··· Dataset records ···

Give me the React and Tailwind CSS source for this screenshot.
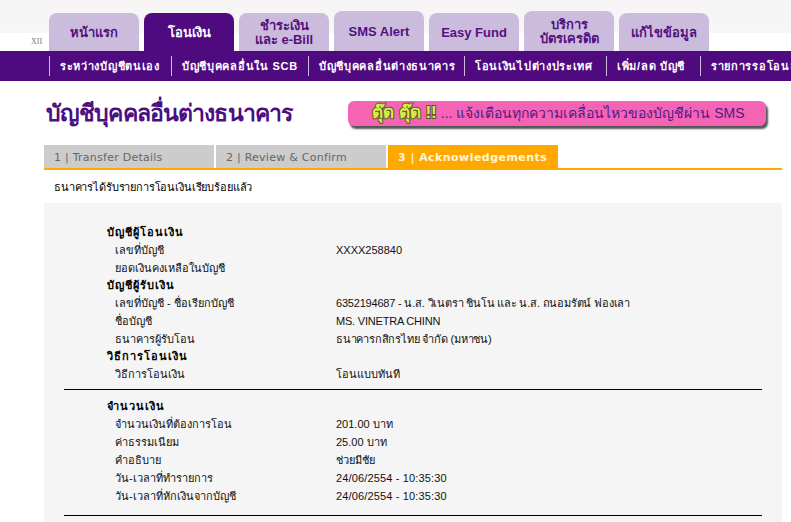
const mainTabs = [
    { label: ["หน้าแรก"] },
    { label: ["โอนเงิน"], active: true },
    { label: ["ชำระเงิน", "และ e-Bill"] },
    { label: ["SMS Alert"], tall: true },
    { label: ["Easy Fund"] },
    { label: ["บริการ", "บัตรเครดิต"], tall: true },
    { label: ["แก้ไขข้อมูล"] },
];

const subMenu = [
    { label: "ระหว่างบัญชีตนเอง", w: "w-[122px]" },
    { label: "บัญชีบุคคลอื่นใน SCB", w: "w-[137px]" },
    { label: "บัญชีบุคคลอื่นต่างธนาคาร", w: "w-[156px]" },
    { label: "โอนเงินไปต่างประเทศ", w: "w-[142px]" },
    { label: "เพิ่ม/ลด บัญชี", w: "w-[94px]" },
    { label: "รายการรอโอนล่วงหน้า", w: "w-[140px]" },
];

const steps = [
    { label: "1 | Transfer Details" },
    { label: "2 | Review & Confirm" },
    { label: "3 | Acknowledgements", active: true },
];

const rows = [
    { head: "บัญชีผู้โอนเงิน" },
    { label: "เลขที่บัญชี", value: "XXXX258840" },
    { label: "ยอดเงินคงเหลือในบัญชี", value: "" },
    { head: "บัญชีผู้รับเงิน" },
    { label: "เลขที่บัญชี - ชื่อเรียกบัญชี", value: "6352194687 - น.ส. วิเนตรา ชินโน และ น.ส. ถนอมรัตน์ ฟองเลา", tight: true },
    { label: "ชื่อบัญชี", value: "MS. VINETRA CHINN", tight: true },
    { label: "ธนาคารผู้รับโอน", value: "ธนาคารกสิกรไทย จำกัด (มหาชน)", tight: true },
    { head: "วิธีการโอนเงิน" },
    { label: "วิธีการโอนเงิน", value: "โอนแบบทันที" },
];

const amountRows = [
    { head: "จำนวนเงิน" },
    { label: "จำนวนเงินที่ต้องการโอน", value: "201.00 บาท" },
    { label: "ค่าธรรมเนียม", value: "25.00 บาท" },
    { label: "คำอธิบาย", value: "ช่วยมีชัย" },
    { label: "วัน-เวลาที่ทำรายการ", value: "24/06/2554 - 10:35:30", wide: true },
    { label: "วัน-เวลาที่หักเงินจากบัญชี", value: "24/06/2554 - 10:35:30", wide: true },
];

const Row = ({ row, height }) => {
    if (row.head) {
        return <p className={"pl-[43px] text-[11px] leading-[18px] font-bold tracking-[1px] text-black " + height}>{row.head}</p>;
    }
    return (
        <div className={"flex text-[11px] leading-[18px] text-[#111] " + height}>
            <p className="w-[272px] shrink-0 pl-[51px]">{row.label}</p>
            <p className={"whitespace-nowrap " + (row.tight ? "tracking-[-0.2px]" : row.wide ? "tracking-[0.15px]" : "")}>{row.value}</p>
        </div>
    );
};

const App = () => {
    return (
        <div className="h-[522px] w-[791px] overflow-hidden bg-white font-['Liberation_Sans','Noto_Sans',sans-serif]">
            <div className="relative flex h-[51px] items-end bg-[linear-gradient(#f6f4f5_0,#f7f7f7_33px,#ffffff_33px)] pl-[49px]">
                <span className="absolute left-[31px] top-[36px] font-['Liberation_Serif',serif] text-[8px] text-[#777]">XII</span>
                <div className="flex items-end gap-[5px]">
                    {mainTabs.map((tab) => (
                        <div
                            key={tab.label[0]}
                            className={
                                "flex w-[90px] flex-col items-center justify-center rounded-t-lg pt-[2px] text-[13px] leading-[14px] font-bold " +
                                (tab.tall ? "h-[40px] " : "h-[38px] ") +
                                (tab.active ? "bg-[#4f0a80] text-white" : "bg-[#cbbcdd] text-[#55107f]")
                            }
                        >
                            {tab.label.map((line) => (
                                <span key={line} className="whitespace-nowrap">{line}</span>
                            ))}
                        </div>
                    ))}
                </div>
            </div>

            <div className="flex h-[30px] items-center overflow-hidden bg-[#4f0a80] pl-[49px]">
                {subMenu.map((item) => (
                    <div key={item.label} className={"flex h-[20px] shrink-0 items-center border-l border-[#cbbcdd] pl-[10px] " + item.w}>
                        <span className="whitespace-nowrap text-[11px] font-bold tracking-[0.7px] text-white">{item.label}</span>
                    </div>
                ))}
            </div>

            <div className="flex h-[64px] items-center pl-[46px]">
                <h1 className="w-[302px] shrink-0 whitespace-nowrap text-[23px] font-bold tracking-[-0.88px] text-[#4b0f82]">บัญชีบุคคลอื่นต่างธนาคาร</h1>
                <div className="flex h-[25px] w-[418px] items-center gap-[4px] rounded-md bg-[#f564b4] pl-[24px] text-[14px] text-[#4f1a88] shadow-[2px_3px_2px_#555]">
                    <span className="whitespace-nowrap text-[17px] font-bold text-[#d9ee4a] [paint-order:stroke_fill] [-webkit-text-stroke:2px_#5a5a20]">ตุ๊ด ตุ๊ด !!</span>
                    <span className="whitespace-nowrap">... แจ้งเตือนทุกความเคลื่อนไหวของบัญชีผ่าน SMS</span>
                </div>
            </div>

            <div className="ml-[44px] flex w-[738px] gap-[2px] border-b-2 border-[#ffa800] font-['DejaVu_Sans',sans-serif] text-[11px] leading-[25px]">
                {steps.map((step) => (
                    <div
                        key={step.label}
                        className={
                            "h-[23px] w-[170px] pl-[10px] " +
                            (step.active ? "bg-[#ffa800] font-bold tracking-[0.45px] text-[#fff6d8]" : "bg-[#cccccc] tracking-[0.25px] text-[#666]")
                        }
                    >
                        {step.label}
                    </div>
                ))}
            </div>

            <p className="ml-[54px] mt-[9px] h-[24px] text-[11px] leading-[16px] tracking-[-0.15px] text-black">ธนาคารได้รับรายการโอนเงินเรียบร้อยแล้ว</p>

            <div className="ml-[44px] w-[738px] bg-[#f5f5f5] px-[20px] pt-[20px] pb-[20px]">
                <div className="border-b border-black pb-[6px]">
                    {rows.map((row, i) => <Row key={i} row={row} height="h-[17.75px]" />)}
                </div>
                <div className="border-b border-black pt-[7px] pb-[10px]">
                    {amountRows.map((row, i) => <Row key={i} row={row} height="h-[18px]" />)}
                </div>
            </div>
        </div>
    );
};

export default App;
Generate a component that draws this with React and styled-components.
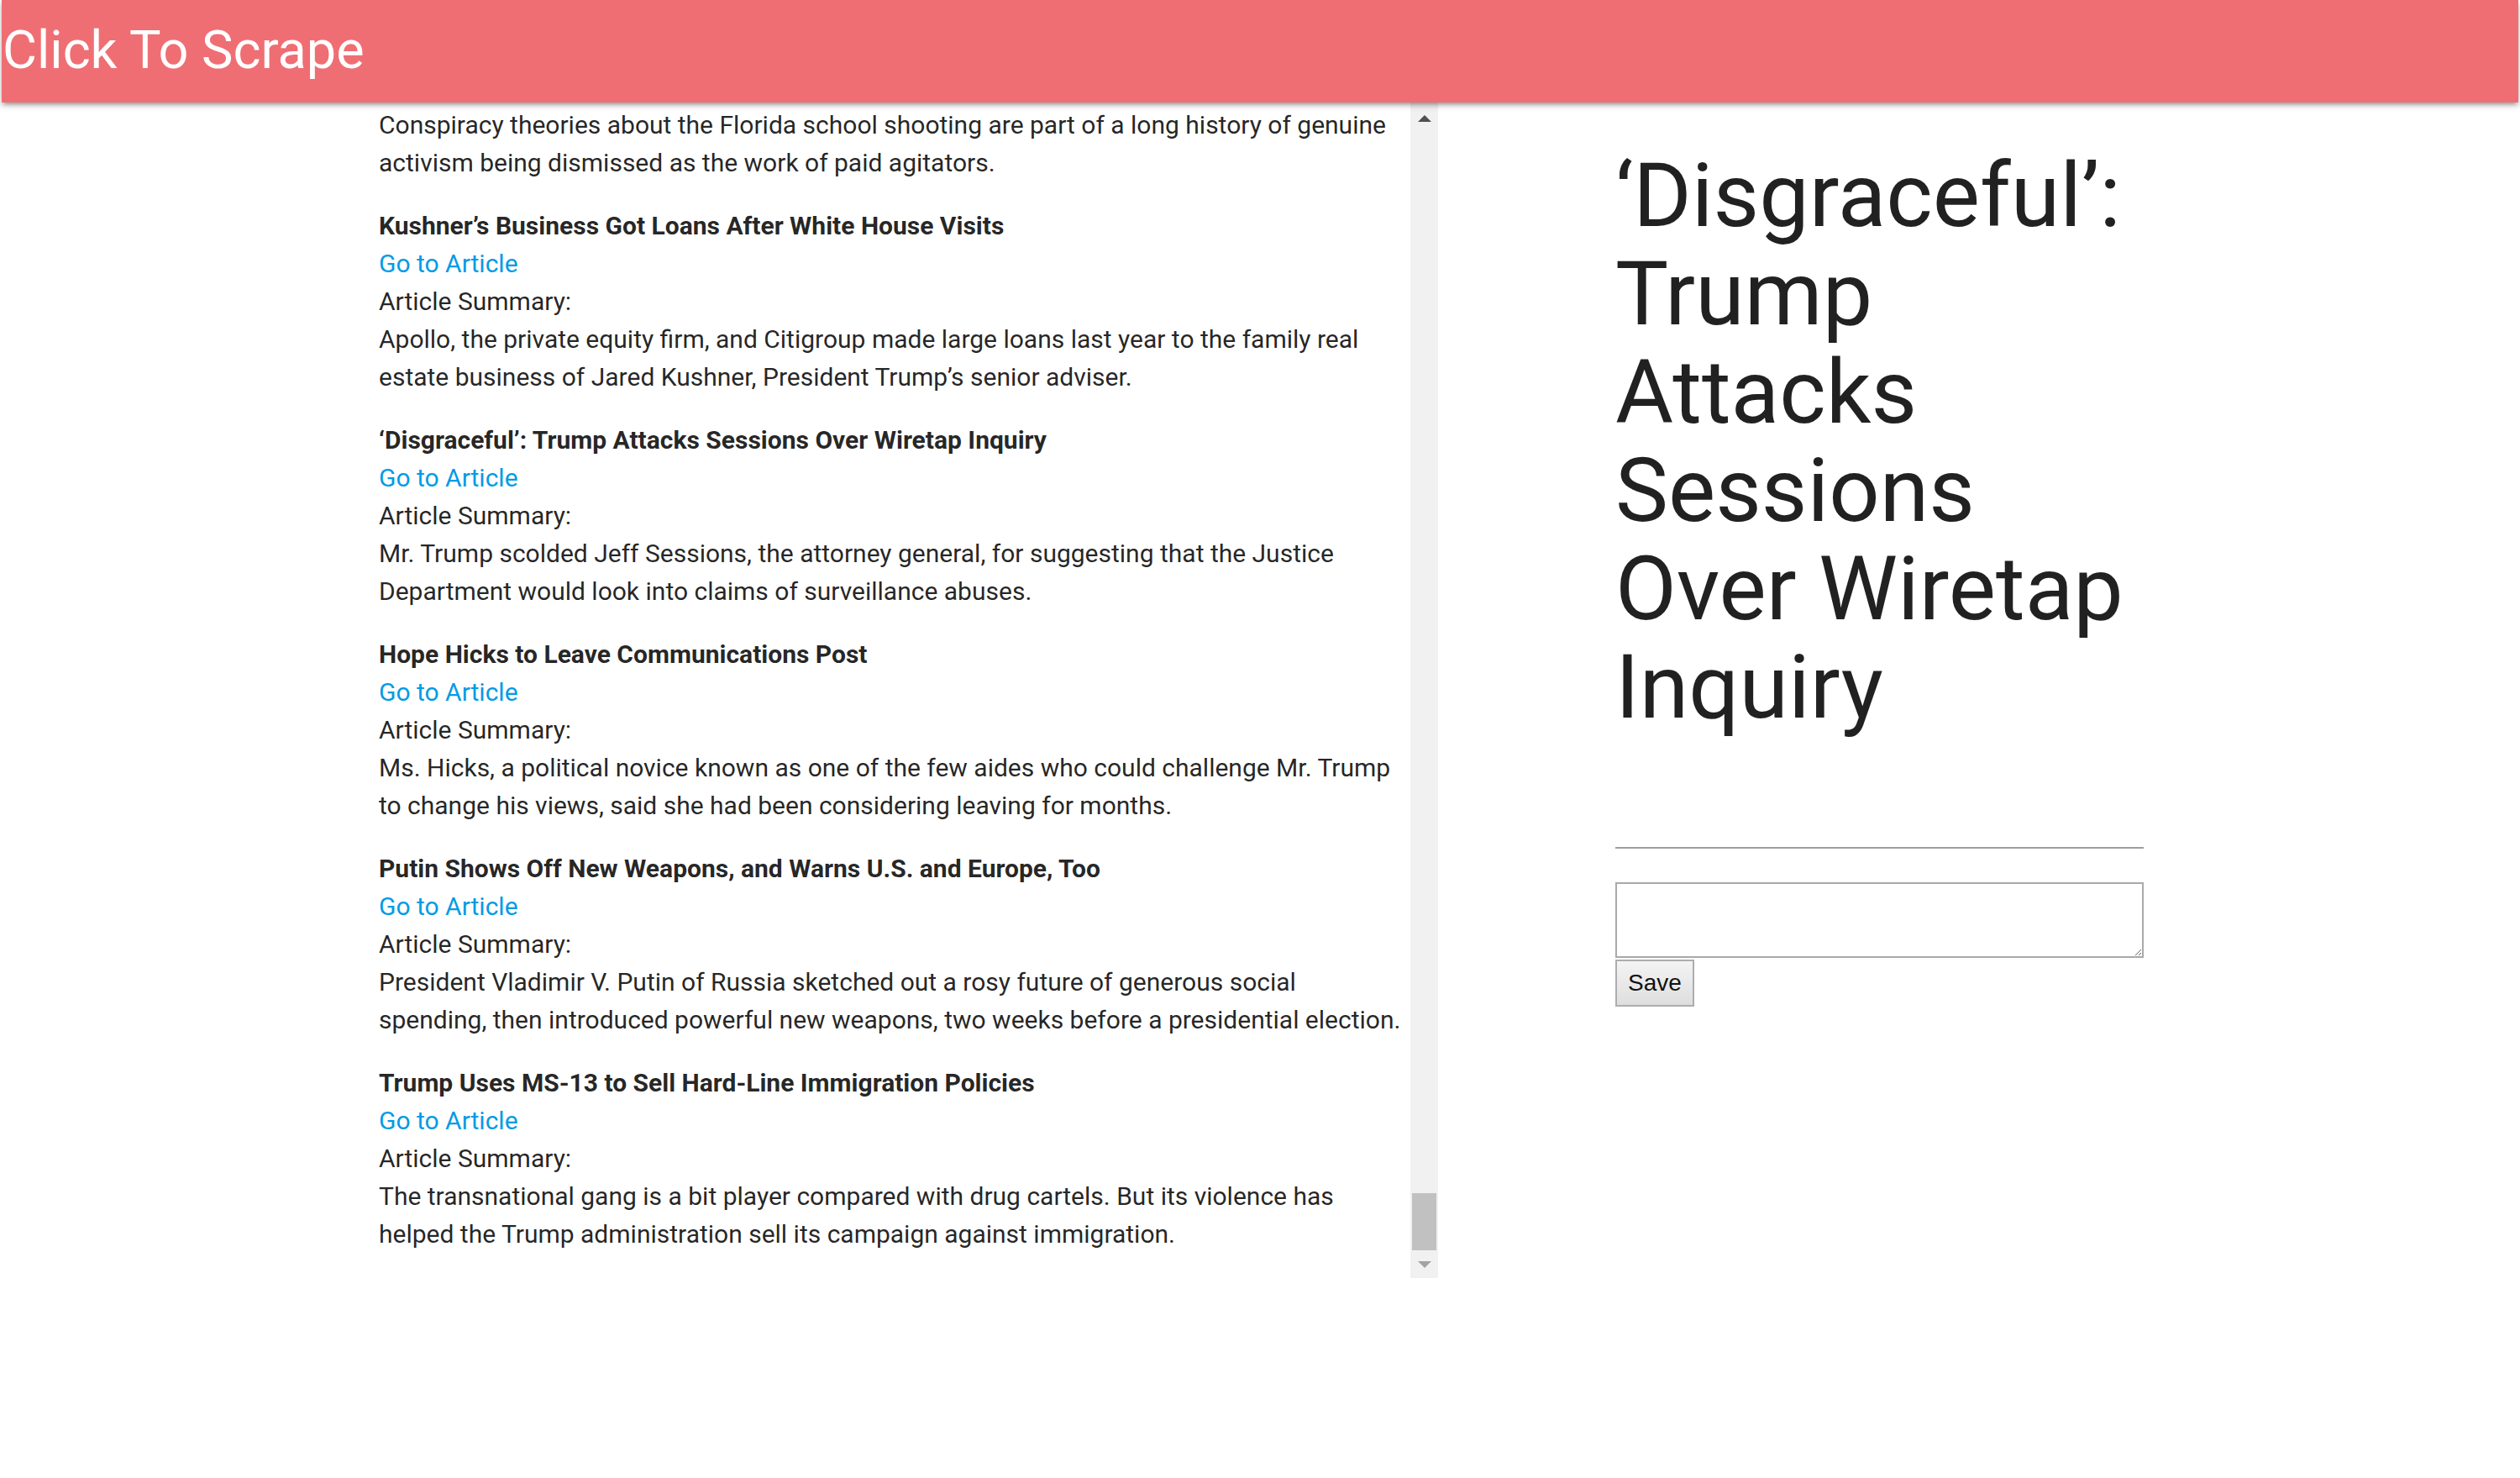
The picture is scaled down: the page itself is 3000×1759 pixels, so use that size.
import React, { useLayoutEffect, useRef } from 'react';
import styled, { createGlobalStyle } from 'styled-components';

const GlobalStyle = createGlobalStyle`
  html, body {
    margin: 0;
    padding: 0;
    background: #fff;
  }
  body {
    font-family: Roboto, "Liberation Sans", sans-serif;
    color: rgba(0, 0, 0, 0.87);
  }
`;

const Nav = styled.nav`
  position: relative;
  z-index: 2;
  height: 122px;
  margin: 0 2px;
  background: #ef6e74;
  box-shadow: 0 4px 4px 0 rgba(0, 0, 0, 0.14), 0 6px 2px -4px rgba(0, 0, 0, 0.12),
    0 2px 10px 0 rgba(0, 0, 0, 0.2);
`;

const Brand = styled.a`
  display: inline-block;
  padding-left: 1px;
  font-size: 63px;
  line-height: 120px;
  color: #fff;
  text-decoration: none;
  cursor: pointer;
`;

const Main = styled.main`
  display: flex;
  align-items: flex-start;
`;

const ListPanel = styled.section`
  flex: none;
  display: flex;
  width: 1261px;
  height: 1399px;
  margin-left: 451px;
`;

const ArticleList = styled.div`
  flex: 1;
  overflow: hidden;
  padding-right: 6px;
  font-size: 30px;
  line-height: 45px;
`;

const ScrollBar = styled.div`
  flex: none;
  display: flex;
  flex-direction: column;
  width: 33px;
  background: #f1f1f1;
`;

const ArrowButton = styled.div`
  flex: none;
  display: flex;
  align-items: center;
  justify-content: center;
  height: 33px;
  padding-top: ${(p) => (p.$active ? '4px' : '0')};
  box-sizing: border-box;
  color: ${(p) => (p.$active ? '#505050' : '#a3a3a3')};
`;

const Track = styled.div`
  flex: 1;
  display: flex;
  flex-direction: column;
  justify-content: flex-end;
  padding: 0 2px;
`;

const Thumb = styled.div`
  height: 68px;
  background: #c1c1c1;
`;

const Article = styled.div`
  margin-bottom: 30px;
`;

const Title = styled.div`
  font-weight: 700;
`;

const ArticleLink = styled.a`
  display: block;
  color: #039be5;
  text-decoration: none;
`;

const Line = styled.div``;

const Side = styled.aside`
  flex: none;
  width: 629px;
  margin-left: 211px;
`;

const Heading = styled.h1`
  margin: 53px 0 47px;
  font-size: 106px;
  line-height: 117px;
  font-weight: 400;
`;

const NoteTitle = styled.input`
  display: block;
  box-sizing: border-box;
  width: 100%;
  height: 86px;
  margin: 0 0 40px;
  padding: 0;
  border: none;
  border-bottom: 2px solid #9e9e9e;
  outline: none;
  background: transparent;
  font: inherit;
  font-size: 28.7px;
`;

const NoteBody = styled.textarea`
  display: block;
  box-sizing: border-box;
  width: 100%;
  height: 90px;
  margin: 0 0 2px;
  border: 2px solid #a9a9a9;
  outline: none;
  background: #fff;
`;

const SaveButton = styled.button`
  display: block;
  box-sizing: border-box;
  width: 94px;
  height: 56px;
  padding: 0;
  border: 2px solid #adadad;
  background: linear-gradient(#f4f4f4, #dedede);
  color: #111;
  font-family: "Liberation Sans", Arial, sans-serif;
  font-size: 28px;
`;

const Arrow = ({ up }) => (
  <svg width="16" height="8" viewBox="0 0 16 8">
    <polygon points={up ? '0,8 8,0 16,8' : '0,0 16,0 8,8'} fill="currentColor" />
  </svg>
);

const articles = [
  {
    title: 'Calling Activists ‘Paid Protesters’ Is an Old Tactic',
    summary:
      'Conspiracy theories about the Florida school shooting are part of a long history of genuine activism being dismissed as the work of paid agitators.',
  },
  {
    title: 'Kushner’s Business Got Loans After White House Visits',
    summary:
      'Apollo, the private equity firm, and Citigroup made large loans last year to the family real estate business of Jared Kushner, President Trump’s senior adviser.',
  },
  {
    title: '‘Disgraceful’: Trump Attacks Sessions Over Wiretap Inquiry',
    summary:
      'Mr. Trump scolded Jeff Sessions, the attorney general, for suggesting that the Justice Department would look into claims of surveillance abuses.',
  },
  {
    title: 'Hope Hicks to Leave Communications Post',
    summary:
      'Ms. Hicks, a political novice known as one of the few aides who could challenge Mr. Trump to change his views, said she had been considering leaving for months.',
  },
  {
    title: 'Putin Shows Off New Weapons, and Warns U.S. and Europe, Too',
    summary:
      'President Vladimir V. Putin of Russia sketched out a rosy future of generous social spending, then introduced powerful new weapons, two weeks before a presidential election.',
  },
  {
    title: 'Trump Uses MS-13 to Sell Hard-Line Immigration Policies',
    summary:
      'The transnational gang is a bit player compared with drug cartels. But its violence has helped the Trump administration sell its campaign against immigration.',
  },
];

const App = () => {
  const listRef = useRef(null);

  // list is shown scrolled to its end
  useLayoutEffect(() => {
    const el = listRef.current;
    if (el) el.scrollTop = el.scrollHeight;
  }, []);

  return (
    <>
      <GlobalStyle />
      <Nav>
        <Brand>Click To Scrape</Brand>
      </Nav>
      <Main>
        <ListPanel>
          <ArticleList ref={listRef}>
            {articles.map((article) => (
              <Article key={article.title}>
                <Title>{article.title}</Title>
                <ArticleLink href="#">Go to Article</ArticleLink>
                <Line>Article Summary:</Line>
                <Line>{article.summary}</Line>
              </Article>
            ))}
          </ArticleList>
          <ScrollBar>
            <ArrowButton $active>
              <Arrow up />
            </ArrowButton>
            <Track>
              <Thumb />
            </Track>
            <ArrowButton>
              <Arrow />
            </ArrowButton>
          </ScrollBar>
        </ListPanel>
        <Side>
          <Heading>‘Disgraceful’: Trump Attacks Sessions Over Wiretap Inquiry</Heading>
          <NoteTitle type="text" />
          <NoteBody />
          <SaveButton>Save</SaveButton>
        </Side>
      </Main>
    </>
  );
};

export default App;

···

- [Written instruction]: Gather from the data above every line with the string "components".

- [Written solution]:
Generate a component that draws this with React and styled-components.
import styled, { createGlobalStyle } from 'styled-components';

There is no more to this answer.